Last September, a division bench of the high court of Jammu & Kashmir said the disposal of solid waste into Dal Lake was “disgraceful,” and observed that heaps of garbage, including innards from slaughtered animals, were being dumped into Dal Lake.
The boatmen (shikara wallas) who ferry tourists around Dal Lake said they have to avoid the most polluted sites. “If we go near those areas that look like garbage dumping sites no one would ever want to visit the lake,” said Nazir Ahmad, a shikara walla.
“Most of the damage to our water bodies has been caused by liquid and solid waste pollution,” said Manzoor Wangnoo, the chairman of a local NGO Nageen Lake Conservation Organisation. He added that Anchar Lake has already been lost because of pollution.
Khushhal Sar, a water body in the old Srinagar city which once connected Dal Lake and Anchar Lake and supports biodiversity and the livelihoods of hundreds of families, is now at the brink of collapse because of massive pollution and land encroachments.
Solid waste like plastic and sewage from around 50 per cent of the city ends up in Khushal Sar, said residents of Zadibal and other areas in the vicinity.

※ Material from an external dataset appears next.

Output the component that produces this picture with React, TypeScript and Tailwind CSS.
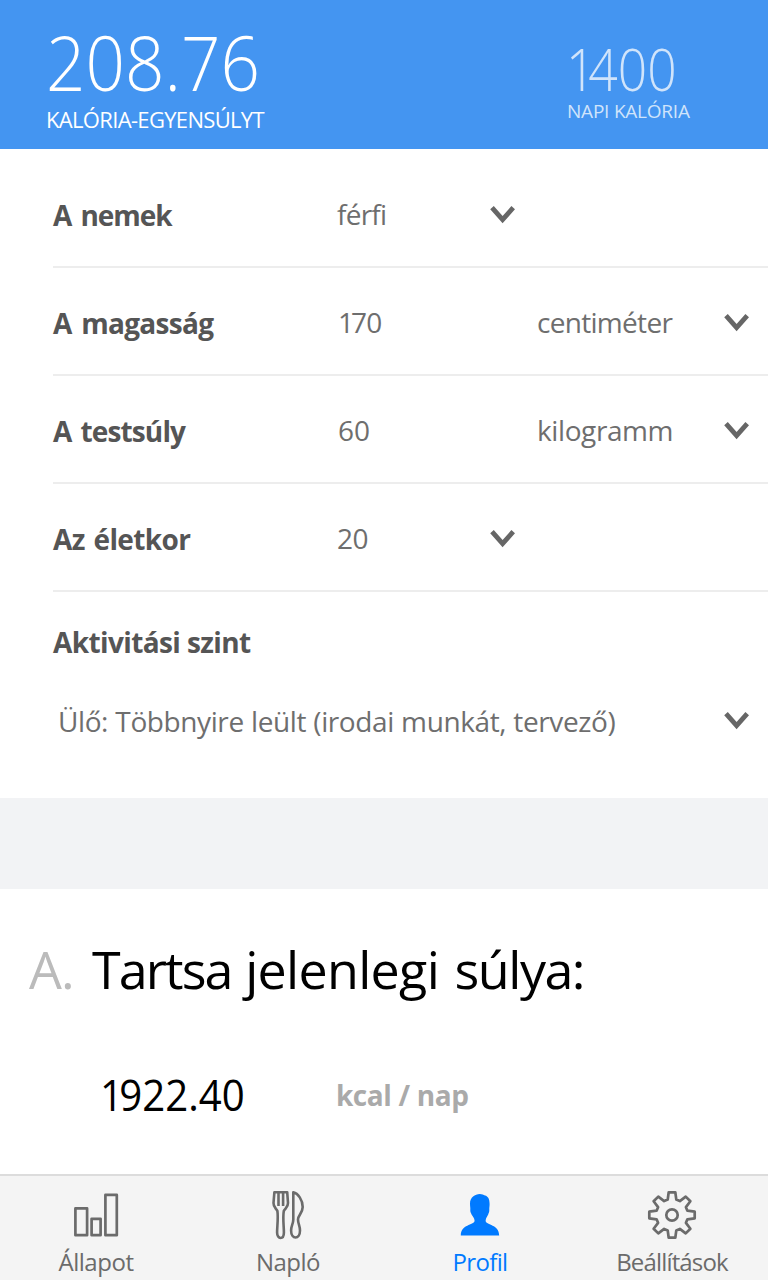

Rubbish, mostly plastic bags, are often seen floating in the Jhelum river.
Wangnoo suggested that a combination of strong political will, peoples’ participation, and technical support from reputed waste management consultancies could help clear the solid and liquid waste that has devastated Kashmir’s water bodies and continues to pose a serious threat to the natural heritage and tourism industry of Kashmir.